In an article in the Miami Herald, Goldhagen stated bluntly that the denial represented an assault on his First Amendment rights. “I don’t think it is hyperbole when I say this is how totalitarian regimes unfold,” Goldhagen continued, “If you deny science and you deny the universities the critical role they play in American society, then you truncate free speech, academic freedom and the dissemination of information.”

The suppression of criticisms over DeSantis’ fascistic attack on county-wide mask mandates was a part of the governor’s efforts throughout the pandemic to lift all public health measures aimed at curbing the spread of COVID-19. This was done in order to facilitate the homicidal “herd immunity” policy, which entailed letting the virus rip through the population even as infections and deaths soared. In August, DeSantis and his Florida Department of Education acted on their threat to withhold funding from two school districts and school board members that implemented mandatory mask-wearing for students.

UF’s reversal on the professors came a day after Governor DeSantis’s office issued a response endorsing the prohibitions. The administration made the dubious claim that the professors’ First Amendment right to freedom of speech was not pertinent in this case because they were being paid to act as witnesses. Before the university changed its position, the Governor’s spokeswoman, Christina Pushaw, argued “those three professors are free to testify in the lawsuit against the state, but pursuant to the institution’s policy on conflicts of interest, they cannot receive financial compensation for their testimony against the state.”

DeSantis’ attempt to posture as a non-partisan adherent of the Constitution and academic freedom is absurd, given that the bills that he has enacted in recent months aimed at dictating the political views of professors and students on college campuses. A law signed by DeSantis in June implemented a requirement that universities survey professors and students in an effort to promote “intellectual diversity,” which means intimidating and suppressing left-wing and socialist views while promoting far-right ideologies.

The bill’s language heavily suggests that survey responses will not necessarily be anonymous, which has triggered intense fear among professors and other university staff that they may be targeted, prevented from advancing in their careers or even fired for holding dissenting political beliefs. The governor’s crusade also places institutions at risk of losing their funding if the responses are not satisfactory to the state's Republican-led legislature and if far-right ideologies are not promoted on the campuses.
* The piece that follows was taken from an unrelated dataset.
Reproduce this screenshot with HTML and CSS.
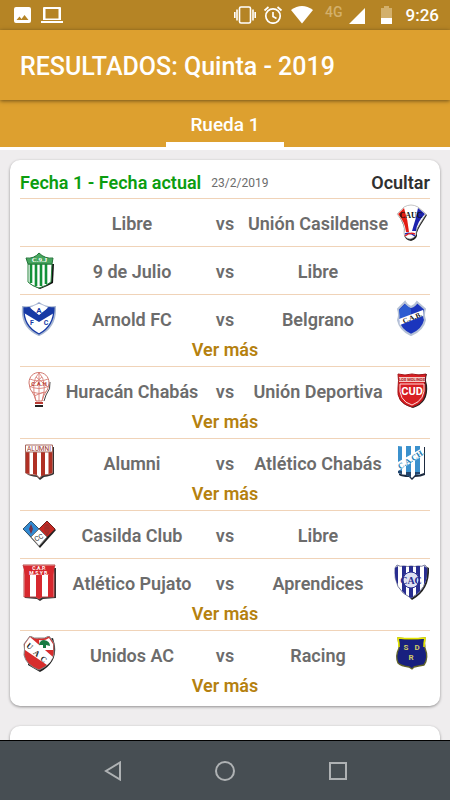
FILE: index.html
```
<!DOCTYPE html>
<html lang="es">
<head>
	<title>Resultados</title>
	<meta charset="utf-8" />
	<meta name="viewport" content="width=device-width, initial-scale=1.0" />
	<link rel="stylesheet" href="styles.css">
</head>
<body>
<div class="statusbar">
	<svg class="icon" width="17" height="17" viewBox="0 0 17 17"><path fill="#fff" fill-rule="evenodd" d="M2 0h13q2 0 2 2v12q0 2-2 2H2q-2 0-2-2V2q0-2 2-2zM2.500 13h12l-4-5-3 4-2-2.500z"/></svg>
	<svg class="icon" width="22" height="17" viewBox="0 0 22 17"><path fill="#fff" fill-rule="evenodd" d="M2 1q0-1 1-1h16q1 0 1 1v12H2zM4.500 2v9.500h13V2zM0 14h22v2H0z"/></svg>
	<div class="status-right">
		<svg width="23" height="18" viewBox="0 0 23 18"><g fill="none" stroke="#fff" stroke-width="1.600"><rect x="5.500" y="1" width="11" height="16" rx="1.500"/><path d="M3 3.500v11M19 3.500v11M.8 6v6M21.200 6v6"/></g></svg>
		<svg width="20" height="18" viewBox="0 0 20 18"><g fill="none" stroke="#fff" stroke-width="1.700"><circle cx="10" cy="10" r="7.200"/><path d="M10 6v4.500l3.500 2M1.500 4.500l4-3.500M18.500 4.500l-4-3.500"/></g></svg>
		<svg width="24" height="18" viewBox="0 0 24 18"><path fill="#fff" d="M2 4Q13 -4 24 4L13 17.500z"/></svg>
		<span class="network">4G</span>
		<svg width="21" height="18" viewBox="0 0 21 18"><path fill="#fff" d="M16 2v16H0z"/></svg>
		<svg width="24" height="18" viewBox="0 0 24 18"><path fill="#d3b06b" d="M8 0h5v2h3v10H5V2h3z"/><path fill="#fff" d="M5 12h11v6H5z"/></svg>
		<span class="clock">9:26</span>
	</div>
</div>

<header class="toolbar">
	<h1>RESULTADOS: Quinta - 2019</h1>
</header>
<nav class="tabs">
	<button type="button" class="tab selected">Rueda 1</button>
</nav>

<main class="content">
	<section class="card">
		<div class="card-head">
			<h2>Fecha 1 - Fecha actual</h2>
			<span class="date">23/2/2019</span>
			<button type="button" class="toggle">Ocultar</button>
		</div>
		<ul class="matches">
			<li>
				<div class="match">
					<span></span>
					<span class="team">Libre</span>
					<span class="vs">vs</span>
					<span class="team">Unión Casildense</span>
					<svg class="crest" viewBox="0 0 38 38">
						<path fill="#222" d="M6 11l7-7Q20 0 27 4l8 7-5 8q-4 6-5 10 1 6-6 8-6-1-7-6 2-9-6-20z"/>
						<path fill="#fff" stroke="#aaa" stroke-width=".7" d="M5 10l7-7q7-4 14 0l8 7-5 8q-4 6-5 10 1 5-6 7-6-1-6-6 2-9-7-19z"/>
						<path fill="#e31b12" d="M6 10l6-6q4 12 5 24h-3Q13 18 6 10z"/>
						<path fill="#1c22ad" d="M26 4l7 6q-8 8-9 17h-4q4-12 6-23z"/>
						<path fill="none" stroke="#1c22ad" stroke-width="1.500" d="M13 30q5-2 10 2"/>
						<path fill="none" stroke="#d22" stroke-width="1.500" d="M13 32q5-4 10-2"/>
						<text class="serif" x="19" y="14" font-size="8" fill="#111">CAUC</text>
					</svg>
				</div>
			</li>
			<li>
				<div class="match">
					<svg class="crest" viewBox="0 0 38 38">
						<path fill="#111" d="M9 12h25l-1 19q-5 3-13 6-8-3-11-6z"/>
						<path fill="#fff" stroke="#27843d" d="M8 12h24l-1 18q-5 4-12 6-7-2-11-6z"/>
						<path stroke="#139139" stroke-width="2.600" d="M11 12v19M16 12v22M21 12v22M26 12v20"/>
						<path fill="#46a65e" stroke="#24743a" d="M6 6q8 1 13-5 6 6 14 5l-1 6H8z"/>
						<text class="serif" x="19.500" y="10" font-size="7" fill="#fff">C.9.J</text>
					</svg>
					<span class="team">9 de Julio</span>
					<span class="vs">vs</span>
					<span class="team">Libre</span>
				</div>
			</li>
			<li>
				<div class="match">
					<svg class="crest" viewBox="0 0 38 38">
						<path fill="#fff" stroke="#a9b8d2" stroke-width="2" d="M19 3q6 5 16 4 1 20-16 28Q1 27 3 7q10 1 16-4z"/>
						<path fill="none" stroke="#173aa5" stroke-width="1.300" d="M19 4q6 5 15 4 0 18-15 26Q3 26 4 8q9 1 15-4z"/>
						<path fill="#173aa5" d="M4 8l5-1 10 8 10-8 5 1v5l-15 9-15-9z"/>
						<path fill="#fff" d="M10 7.500l9-4 9 4-9 7z"/>
						<text x="19" y="13" font-size="8" fill="#173aa5">A</text>
						<text x="12" y="25" font-size="7" fill="#173aa5">F</text>
						<text x="26" y="25" font-size="7" fill="#173aa5">C</text>
					</svg>
					<span class="team">Arnold FC</span>
					<span class="vs">vs</span>
					<span class="team">Belgrano</span>
					<svg class="crest" viewBox="0 0 38 38">
						<path fill="#1b35bd" stroke="#b5c1d6" stroke-width="2" d="M13 2q2 4 6 5 4-1 6-5l8 7q-2 6 0 11-2 10-14 15Q8 30 6 20q2-5 0-11z"/>
						<path fill="#2c5bd0" d="M13 4l6 5v6L8 20l-1-10z"/>
						<path fill="#fff" d="M7 19l24-9v6L8 25z"/>
						<text class="serif" x="20" y="20" font-size="7" fill="#111" transform="rotate(-21 20 17)">C.A.B.</text>
					</svg>
				</div>
				<button type="button" class="more">Ver más</button>
			</li>
			<li>
				<div class="match">
					<svg class="crest" viewBox="0 0 38 38">
						<path fill="none" stroke="#444" d="M30 10q1 7-4 13l-2 6"/>
						<path fill="#fff" stroke="#d0776e" d="M9 11C9-3 29-3 29 11q0 6-5 12l-2 6h-6l-2-6Q9 17 9 11z"/>
						<path fill="none" stroke="#d98078" stroke-width=".9" d="M19 1v28M19 1q-9 8-3 28M19 1q9 8 3 28M10 7q9 4 18 0M9 14q10 5 20 0M12 20q7 3 14 0M14 24l10-4M10 15l12-10M28 15L16 5"/>
						<text x="19" y="14" font-size="6" fill="#b83c34">C.A.H</text>
						<path fill="#b93b33" d="M15 30h8v2h-8z"/><path fill="#222" d="M15 33h8v2h-8z"/>
					</svg>
					<span class="team">Huracán Chabás</span>
					<span class="vs">vs</span>
					<span class="team">Unión Deportiva</span>
					<svg class="crest" viewBox="0 0 38 38">
						<path fill="#222" d="M8 4l27-2q-2 6 0 11 2 18-14 23Q10 33 7 26z"/>
						<path fill="#d81e22" stroke="#a3171a" d="M6 2q7 2 14 0 7 2 14 0-2 5-1 12 2 17-13 21Q4 31 6 16q1-8 0-14z"/>
						<path fill="none" stroke="#ffd9d5" d="M8 12h24q2 16-12 21Q6 29 8 12z"/>
						<path fill="#f7cbc5" d="M7 5h26v5H7z"/>
						<text x="20" y="9" font-size="4" fill="#a31518">LOS MOLINOS</text>
						<text x="20" y="23" font-size="11" fill="#fff">CUD</text>
					</svg>
				</div>
				<button type="button" class="more">Ver más</button>
			</li>
			<li>
				<div class="match">
					<svg class="crest" viewBox="0 0 38 38">
						<path fill="#333" d="M7 3h27v27q-3 2-10 3l-4 3-3-3q-8-1-10-3z"/>
						<path fill="#fff" stroke="#a6665d" d="M5.500 1h27v28q-4 2-10 2l-3 3-3-3q-7 0-11-2z"/>
						<path fill="#b03024" d="M6 8h3.500v22L6 29zM13 8h4v23l-4-1zM21 8h4v23l-4 1zM28.500 8H32v21l-3.500 1z"/>
						<text class="thin" x="19" y="7" font-size="6.500" fill="#993128">ALUMNI</text>
						<path stroke="#a6665d" d="M5 8h27"/>
					</svg>
					<span class="team">Alumni</span>
					<span class="vs">vs</span>
					<span class="team">Atlético Chabás</span>
					<svg class="crest" viewBox="0 0 38 38">
						<path fill="#1d2b40" d="M7 3h26v28q-4 2-10 2l-3 3-3-3q-7 0-10-2z"/>
						<path fill="#fff" d="M6 1q6 2 13 1 7 1 13-1v28q-4 2-9 2l-3 3-4-3q-6 0-10-2z"/>
						<path fill="#3b91cd" d="M6 2l4 .5V30l-4-1zM14 2h5v31l-5-2zM23 2h5v28l-5 1z"/>
						<path fill="#23466e" d="M6 26l4 1v3l-4-1zM14 28h5v5l-5-2zM23 28h5v2l-5 1z"/>
						<path fill="#fff" d="M6 18L32 3v8L6 27z"/>
						<text class="serif" x="19" y="18" font-size="8" fill="#2380b7" transform="rotate(-32 19 15)">C.A.CH.</text>
					</svg>
				</div>
				<button type="button" class="more">Ver más</button>
			</li>
			<li>
				<div class="match">
					<svg class="crest" viewBox="0 0 38 38">
						<path fill="#222" d="M12 6l8 8 8-8 8 8-16 18L4 14z"/>
						<path fill="#328ad1" stroke="#36546e" d="M11 5l8 8-8 8-8-8z"/>
						<path fill="#c62924" stroke="#6e211e" d="M27 5l8 8-8 8-8-8z"/>
						<path fill="#fff" stroke="#777" d="M19 13l8 8-8 9-8-9z"/>
						<path fill="#753246" d="M11 8l2 5-2 5-2-5z"/>
						<path fill="none" stroke="#94302d" d="M25 9h4v6l-2 4-2-4zM25 12h4M27 8v10"/>
						<text class="thin" x="19" y="24" font-size="7" fill="#333" transform="rotate(-25 19 22)">CC</text>
					</svg>
					<span class="team">Casilda Club</span>
					<span class="vs">vs</span>
					<span class="team">Libre</span>
				</div>
			</li>
			<li>
				<div class="match">
					<svg class="crest" viewBox="0 0 38 38">
						<path fill="#333" d="M5 4h31v30l-13 1-3 2-3-2-12-1z"/>
						<path fill="#fff" stroke="#b64b49" d="M3 1h32q-2 4-1 9v23H22l-3 2-3-2H4V10q1-5-1-9z"/>
						<path fill="#d7282e" d="M3.500 1.500h31L33.500 11h-29zM4.500 11H10v22H4.500zM16 11h6v22l-3 2-3-2zM28 11h5.500v22H28z"/>
						<text x="19" y="6" font-size="5" fill="#fff">C.A.P.</text>
						<text x="19" y="10.500" font-size="5" fill="#fff">M.S.Y B.</text>
					</svg>
					<span class="team">Atlético Pujato</span>
					<span class="vs">vs</span>
					<span class="team">Aprendices</span>
					<svg class="crest" viewBox="0 0 38 38">
						<path fill="#222" d="M33 2l4 2q1 22-17 32l-2-2Q35 22 33 2z"/>
						<path fill="#fff" stroke="#777b9d" d="M5 1q3 2 7 1 4 1 7 0 4 1 7 0 4 1 7-1l2 3q1 22-16 30Q1 26 3 4z"/>
						<path fill="#292e90" d="M3 4l3-2v19Q2 14 3 4zM10 2h4v29l-4-4zM17 2h4v31l-2 1-2-1zM24 2h4v25l-4 4zM32 2l3 2q1 9-3 17z"/>
						<circle cx="19" cy="16" r="8" fill="#dfe1f2" stroke="#292e90"/>
						<text class="serif" x="19" y="20" font-size="10" fill="#292e90">CAC</text>
					</svg>
				</div>
				<button type="button" class="more">Ver más</button>
			</li>
			<li>
				<div class="match">
					<svg class="crest" viewBox="0 0 38 38">
						<path fill="#222" d="M12 2q5 3 10 2 6 0 11-2l2 8q2 17-15 26L8 29z"/>
						<path fill="#d72d2d" stroke="#888" d="M10 0q4 3 9 2 6 1 10-2l5 7q0 6 0 11-3 11-15 16Q6 29 4 19q1-6 0-11z"/>
						<path fill="#fff" d="M5 8l5-7 23 20q-2 5-6 8L5 14z"/>
						<path fill="#fff" d="M19 4q6 1 10-2l4 6v6H20z"/>
						<path fill="#177b43" d="M19 9q1-5 5-5 6 1 6 6l-4-1v3h-3V9z"/>
						<g class="serif" font-size="8" fill="#222">
							<text x="10" y="13" transform="rotate(40 10 10)">U</text>
							<text x="17" y="20" transform="rotate(40 17 17)">A</text>
							<text x="24" y="26" transform="rotate(40 24 23)">C</text>
						</g>
					</svg>
					<span class="team">Unidos AC</span>
					<span class="vs">vs</span>
					<span class="team">Racing</span>
					<svg class="crest" viewBox="0 0 38 38">
						<path fill="#18207f" stroke="#62642a" stroke-width="1.300" d="M6 2q13 2 27 0-1 5 0 10 4 10-1 17-6 1-10 2l-2 2-3-2Q9 30 6 27q-3-7 1-15 0-5-1-10z"/>
						<path fill="none" stroke="#e6e600" stroke-width="1.600" d="M7 11q0-4-1-9 13 1 27 0-1 5-1 9"/>
						<text x="14" y="14" font-size="8" fill="#d0cb65">S</text>
						<text x="25" y="14" font-size="8" fill="#d0cb65">D</text>
						<text x="19" y="24" font-size="8" fill="#d0cb65">R</text>
					</svg>
				</div>
				<button type="button" class="more">Ver más</button>
			</li>
		</ul>
	</section>
	<section class="card next"></section>
</main>

<footer class="navbar">
	<button type="button" aria-label="Atrás"><svg width="20" height="20" viewBox="0 0 20 20"><path d="M17 1.500v17L3 10z"/></svg></button>
	<button type="button" aria-label="Inicio"><svg width="20" height="20" viewBox="0 0 20 20"><circle cx="10" cy="10" r="9"/></svg></button>
	<button type="button" aria-label="Recientes"><svg width="20" height="20" viewBox="0 0 20 20"><path d="M2 2h16v16H2z"/></svg></button>
</footer>
</body>
</html>
```
FILE: styles.css
```
* {
	box-sizing: border-box;
}
body {
	margin: 0;
	height: 100vh;
	display: flex;
	flex-direction: column;
	overflow: hidden;
	background-color: #efedee;
	font-family: Roboto, sans-serif;
	color: #6c6c6c;
}
h1, h2, ul {
	margin: 0;
	padding: 0;
}
button {
	border: 0;
	padding: 0;
	background: none;
	font-family: inherit;
	cursor: pointer;
}
svg {
	display: block;
	flex: none;
}

/* system status bar */
.statusbar {
	flex: none;
	height: 30px;
	padding: 0 11px 0 14px;
	display: flex;
	align-items: center;
	gap: 10px;
	background-color: #b58425;
	color: #fff;
}
.status-right {
	margin-left: auto;
	display: flex;
	align-items: center;
	gap: 6px;
}
.network {
	width: 24px;
	height: 20px;
	text-align: right;
	font: 500 14px/14px Roboto, sans-serif;
	color: #d3b06b;
}
.clock {
	font: 500 17px/20px Roboto, sans-serif;
}

.toolbar {
	flex: none;
	height: 70px;
	padding: 2px 20px 0;
	display: flex;
	align-items: center;
	background-color: #dda02f;
	box-shadow: 0 1px 4px rgba(0,0,0,0.5);
	z-index: 2;
}
.toolbar h1 {
	font-size: 25px;
	font-weight: 500;
	color: #fff;
}
.tabs {
	flex: none;
	height: 50px;
	display: flex;
	justify-content: center;
	background-color: #dda02f;
	border-bottom: 3px solid #fff;
}
.tab {
	width: 118px;
	font-size: 19px;
	font-weight: 500;
	color: #fff;
}
.tab.selected {
	padding-top: 6px;
	border-bottom: 5px solid #fff;
}

.content {
	flex: 1;
	min-height: 0;
	overflow: hidden;
	padding: 10px;
}
.card {
	padding: 0 10px 4px;
	background-color: #fff;
	border-radius: 10px;
	box-shadow: 0 1px 3px rgba(0,0,0,0.4);
}
.card.next {
	margin-top: 20px;
	height: 100px;
}
.card-head {
	height: 38px;
	padding-top: 7px;
	display: flex;
	align-items: center;
	gap: 10px;
}
.card-head h2 {
	font-size: 18px;
	font-weight: 600;
	color: #0c9d10;
}
.date {
	font-size: 12px;
}
.toggle {
	margin-left: auto;
	font-size: 18px;
	font-weight: 600;
	color: #303030;
}

.matches {
	list-style: none;
}
.matches li {
	padding: 5px 0 4px;
	border-top: 1px solid #f0d3b8;
}
.match {
	display: grid;
	grid-template-columns: 38px 1fr 38px 1fr 38px;
	align-items: center;
	height: 38px;
	text-align: center;
	font-size: 18px;
	font-weight: 600;
}
.team {
	white-space: nowrap;
}
.more {
	display: block;
	margin: 0 auto;
	font-size: 18px;
	line-height: 24px;
	font-weight: 600;
	color: #b5810f;
}
.crest {
	width: 38px;
	height: 38px;
}
.crest text {
	font-family: Roboto, sans-serif;
	font-weight: bold;
	text-anchor: middle;
}
.crest text.serif, .crest .serif text {
	font-family: "Liberation Serif", serif;
}
.crest text.thin {
	font-weight: normal;
}

.navbar {
	flex: none;
	height: 60px;
	padding: 0 12.5%;
	display: flex;
	background-color: #474e53;
	border-top: 1px solid #000;
}
.navbar button {
	flex: 1;
	display: flex;
	align-items: center;
	justify-content: center;
}
.navbar svg {
	fill: none;
	stroke: #afb2b4;
	stroke-width: 2;
}
```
The UF administration also has close ties to DeSantis, as the governor has appointed six members of the board of trustees, all of them being Republican Party loyalists, and between them having contributed nearly $900,000 to the Republicans. The head of the school’s board of trustees, Morteza Hosseini, was also directly involved in granting tenure to DeSantis’ recently appointed surgeon general Dr. Joseph Ladapo, a fascistic “herd immunity” proponent and vaccine-denier.